Time: The Kalief Browder Story has won a coveted Peabody Award, along with eight other works that will be honored in the documentary category at the 77th annual Peabody Awards ceremony later this month.

Peabody Awards highlight ways that media can expand public knowledge, encourage empathy and support those in dire need of help, which Time: The Kalief Browder Story has certainly done.

The docuseries, which premiered last March on Viacom’s Spike (now Paramount Network in the U.S.), helped mobilize support from the community, launching a conversation about prisoners’ rights and the American judicial system, specifically that of New York City.

And this conversation is already inspiring action—such as “Raise the Age,” a bill signed into law by New York State Gov. Andrew Cuomo in April 2017. The legislation will take steps to prohibit the state from charging as adults and incarcerating 16- and 17-year-olds, barring extenuating circumstances.

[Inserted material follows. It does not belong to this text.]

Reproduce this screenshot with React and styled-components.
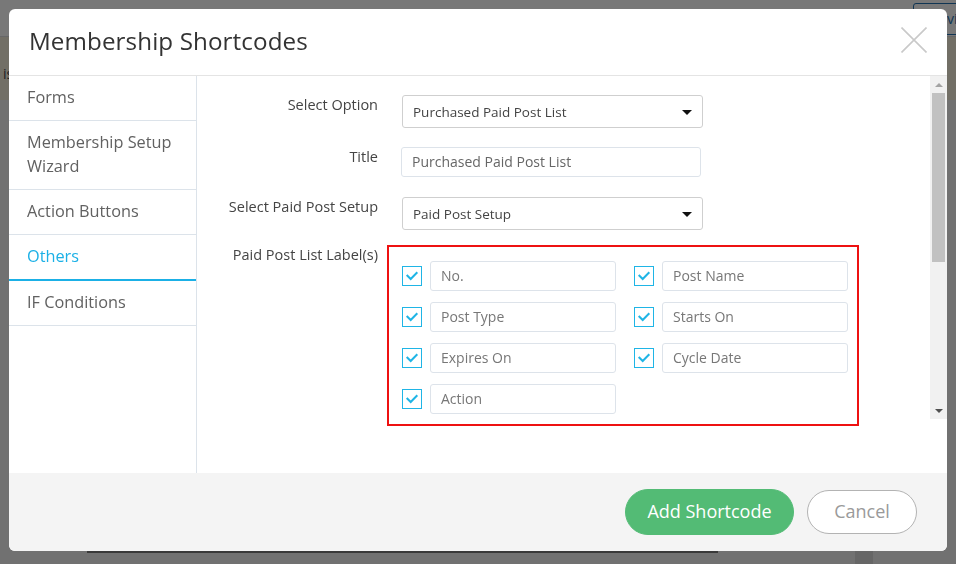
import React from "react";
import styled, { createGlobalStyle } from "styled-components";

const GlobalStyle = createGlobalStyle`
  html, body { margin: 0; padding: 0; }
  body {
    font-family: "Open Sans", "Liberation Sans", sans-serif;
    background: #f1f1f1;
  }
  *, *::before, *::after { box-sizing: border-box; }
`;

/* ---------- page behind the overlay ---------- */
const UnderPage = styled.div`
  height: 564px;
  overflow: hidden;
  background: #f1f1f1;
`;

const TopBar = styled.div`
  height: 37px;
  background: #ffffff;
  border-bottom: 1px solid #dcdcde;
  display: flex;
  justify-content: flex-end;
  padding-top: 3px;
`;

const PreviewButton = styled.span`
  height: 32px;
  width: 84px;
  margin-right: -41px;
  border: 1px solid #2271b1;
  border-radius: 3px;
  color: #2271b1;
  font-size: 14px;
  line-height: 30px;
  padding-left: 11px;
`;

const Notice = styled.div`
  height: 63px;
  background: #f3ecd9;
  font-size: 14px;
  color: #3c434a;
  padding: 27px 0 0 3px;
`;

const BottomRow = styled.div`
  display: flex;
  margin-top: 451px;
`;

const EditorEdge = styled.div`
  margin-left: 87px;
  width: 631px;
  height: 20px;
  border-top: 2px solid #7a7a7a;
`;

const SideColumn = styled.div`
  margin-left: 137px;
  width: 18px;
  height: 20px;
  background: #d8d8d8;
`;

/* ---------- overlay + modal ---------- */
const Overlay = styled.div`
  position: fixed;
  inset: 0;
  background: rgba(0, 0, 0, 0.53);
  padding: 9px;
`;

const Modal = styled.div`
  width: 938px;
  height: 542px;
  background: #fff;
  border-radius: 6px;
  display: flex;
  flex-direction: column;
  overflow: hidden;
`;

const Header = styled.header`
  height: 67px;
  flex: none;
  display: flex;
  align-items: center;
  justify-content: space-between;
  padding: 0 20px 4px 21px;
  border-bottom: 1px solid #e4e4e4;
`;

const Title = styled.h2`
  margin: 0;
  font-size: 24.2px;
  font-weight: 400;
  color: #333;
  letter-spacing: 0.1px;
  margin-left: -1px;
`;

const CloseButton = styled.button`
  width: 26px;
  height: 26px;
  padding: 0;
  border: 0;
  background: none;
  display: flex;
  cursor: pointer;
`;

const Body = styled.div`
  flex: 1;
  display: flex;
  min-height: 0;
`;

const Sidebar = styled.nav`
  width: 188px;
  flex: none;
  border-right: 1px solid #dce3ea;
`;

const NavItem = styled.div`
  padding: 9px 18px 11px;
  font-size: 16.3px;
  line-height: 24px;
  color: ${(p) => (p.$active ? "#1bb0e6" : "#616161")};
  border-bottom: ${(p) => (p.$active ? "2px solid #1bb0e6" : "1px solid #dce3ea")};
`;

const Main = styled.div`
  flex: 1;
  display: flex;
  align-items: flex-start;
`;

const FormArea = styled.div`
  flex: 1;
  padding-top: 19px;
`;

const FieldRow = styled.div`
  display: grid;
  grid-template-columns: 182px 1fr;
  column-gap: 22px;
  align-items: start;
  margin-bottom: ${(p) => p.$gap || 0}px;
`;

const Label = styled.div`
  text-align: right;
  font-size: 14.5px;
  line-height: 20px;
  color: #444;
  padding-right: 1px;
`;

const SelectWrap = styled.div`
  position: relative;
  width: 301px;
  margin-left: 1px;
`;

const Select = styled.select`
  appearance: none;
  width: 100%;
  height: 33px;
  border: 1px solid #cfcfcf;
  border-radius: 3px;
  background: #fff;
  padding: 0 30px 0 10px;
  font-family: inherit;
  font-size: 13.5px;
  color: #444;
  outline: none;
`;

const Caret = styled.svg`
  position: absolute;
  right: 11px;
  top: 15px;
  pointer-events: none;
`;

const TextInput = styled.input`
  width: ${(p) => p.$w || 186}px;
  height: 30px;
  border: 1px solid #dde3ea;
  border-radius: 3px;
  padding: 0 10px 1px;
  font-family: inherit;
  font-size: 14px;
  color: ${(p) => p.$color || "#777"};
  background: #fff;
  outline: none;
`;

const Highlight = styled.div`
  margin-left: -14px;
  width: 472px;
  border: 2px solid #ee1111;
  padding: 14px 9px 10px 13px;
  display: grid;
  grid-template-columns: 214px 214px;
  column-gap: 18px;
  row-gap: 11px;
`;

const LabelItem = styled.div`
  display: flex;
  align-items: center;
  gap: 8px;
`;

const CheckBox = styled.span`
  width: 20px;
  height: 20px;
  flex: none;
  border: 1px solid #1fb5e6;
  background: #fff;
  display: flex;
`;

const ScrollTrack = styled.div`
  width: 17px;
  height: 343px;
  flex: none;
  background: #f1f1f1;
  display: flex;
  flex-direction: column;
  align-items: center;
`;

const ScrollArrow = styled.div`
  height: 17px;
  width: 17px;
  display: flex;
  align-items: center;
  justify-content: center;
`;

const ScrollThumb = styled.div`
  width: 13px;
  height: 169px;
  background: #c1c1c1;
`;

const TrackSpace = styled.div`
  flex: 1;
`;

const Footer = styled.footer`
  height: 78px;
  flex: none;
  background: #f4f4f4;
  display: flex;
  align-items: center;
  justify-content: flex-end;
  gap: 13px;
  padding-right: 30px;
`;

const PillButton = styled.button`
  height: ${(p) => (p.$primary ? 46 : 44)}px;
  width: ${(p) => (p.$primary ? 169 : 110)}px;
  border-radius: 23px;
  border: 1px solid ${(p) => (p.$primary ? "#53bb75" : "#b3b3b3")};
  background: ${(p) => (p.$primary ? "#53bb75" : "#fff")};
  color: ${(p) => (p.$primary ? "#fff" : "#9a9a9a")};
  font-family: inherit;
  font-size: 18px;
  padding: 0 0 2px;
  cursor: pointer;
`;

const navItems = [
  "Forms",
  "Membership Setup Wizard",
  "Action Buttons",
  "Others",
  "IF Conditions",
];

const labels = [
  "No.",
  "Post Name",
  "Post Type",
  "Starts On",
  "Expires On",
  "Cycle Date",
  "Action",
];

function Check() {
  return (
    <CheckBox>
      <svg width="18" height="18" viewBox="0 0 18 18">
        <polyline
          points="3.7,8 7.7,12 14.3,5.3"
          fill="none"
          stroke="#1fb5e6"
          strokeWidth="2"
        />
      </svg>
    </CheckBox>
  );
}

function CaretIcon() {
  return (
    <Caret width="10" height="5" viewBox="0 0 10 5">
      <polygon points="0,0 10,0 5,5" fill="#111" />
    </Caret>
  );
}

export default function App() {
  return (
    <>
      <GlobalStyle />
      <UnderPage>
        <TopBar>
          <PreviewButton>Preview</PreviewButton>
        </TopBar>
        <Notice>is</Notice>
        <BottomRow>
          <EditorEdge />
          <SideColumn />
        </BottomRow>
      </UnderPage>
      <Overlay>
        <Modal>
          <Header>
            <Title>Membership Shortcodes</Title>
            <CloseButton aria-label="Close">
              <svg width="26" height="26" viewBox="0 0 26 26">
                <path
                  d="M0.5 0.5 L25.5 25.5 M25.5 0.5 L0.5 25.5"
                  stroke="#c9c9c9"
                  strokeWidth="1.6"
                  fill="none"
                />
              </svg>
            </CloseButton>
          </Header>
          <Body>
            <Sidebar>
              {navItems.map((n) => (
                <NavItem key={n} $active={n === "Others"}>
                  {n}
                </NavItem>
              ))}
            </Sidebar>
            <Main>
              <FormArea>
                <FieldRow $gap={19}>
                  <Label>Select Option</Label>
                  <SelectWrap>
                    <Select defaultValue="a">
                      <option value="a">Purchased Paid Post List</option>
                    </Select>
                    <CaretIcon />
                  </SelectWrap>
                </FieldRow>
                <FieldRow $gap={20}>
                  <Label>Title</Label>
                  <TextInput
                    $w={300}
                    $color="#666"
                    defaultValue="Purchased Paid Post List"
                  />
                </FieldRow>
                <FieldRow $gap={15}>
                  <Label>Select Paid Post Setup</Label>
                  <SelectWrap>
                    <Select defaultValue="a">
                      <option value="a">Paid Post Setup</option>
                    </Select>
                    <CaretIcon />
                  </SelectWrap>
                </FieldRow>
                <FieldRow>
                  <Label>Paid Post List Label(s)</Label>
                  <Highlight>
                    {labels.map((l) => (
                      <LabelItem key={l}>
                        <Check />
                        <TextInput defaultValue={l} />
                      </LabelItem>
                    ))}
                  </Highlight>
                </FieldRow>
              </FormArea>
              <ScrollTrack>
                <ScrollArrow>
                  <svg width="8" height="4" viewBox="0 0 8 4">
                    <polygon points="0,4 8,4 4,0" fill="#a3a3a3" />
                  </svg>
                </ScrollArrow>
                <ScrollThumb />
                <TrackSpace />
                <ScrollArrow>
                  <svg width="8" height="4" viewBox="0 0 8 4">
                    <polygon points="0,0 8,0 4,4" fill="#505050" />
                  </svg>
                </ScrollArrow>
              </ScrollTrack>
            </Main>
          </Body>
          <Footer>
            <PillButton $primary>Add Shortcode</PillButton>
            <PillButton>Cancel</PillButton>
          </Footer>
        </Modal>
      </Overlay>
    </>
  );
}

“His death is here to teach us to save a generation of kids. It’s hard to watch, but important to see.”

Jay Z, executive producer, Time: The Kalief Browder Story

Such a law could have affected the trajectory of Kalief Browder’s life—at least, the last few years of it. Browder was arrested at 16 for allegedly stealing a backpack. He spent over three years incarcerated at New York City’s Rikers Island prison, where he was regularly beaten and taunted by fellow inmates and prison guards. Ultimately, Browder’s case was dropped due to lack of evidence and witnesses. But he hardly left prison a free man.

Stricken with PTSD from the physical and psychological torture he experienced at Rikers, Browder hanged himself on June 6, 2015.

Browder_Family_Photo_073

Kalief Browder as a child. Courtesy of Spike / The Browder family.

Jay Z, who served as the documentary’s executive producer, spoke about its powerful message last year at an event in Times Square.

“His death is here to teach us to save a generation of kids,” he said. “I say this about the movie. It’s hard to watch, but important to see.”

The documentary may have served as a catalyst for actual change—like New York City Mayor Bill de Blasio’s plan to close the notoriously violent prison where Browder spent the last years of his life, and laws such as “Raise the Age.”

Courtesy of Peabody Awards.

The Peabody Awards will be held on May 19 in New York, hosted by Hasan Minhaj, writer and senior correspondent on Comedy Central’s The Daily Show with Trevor Noah.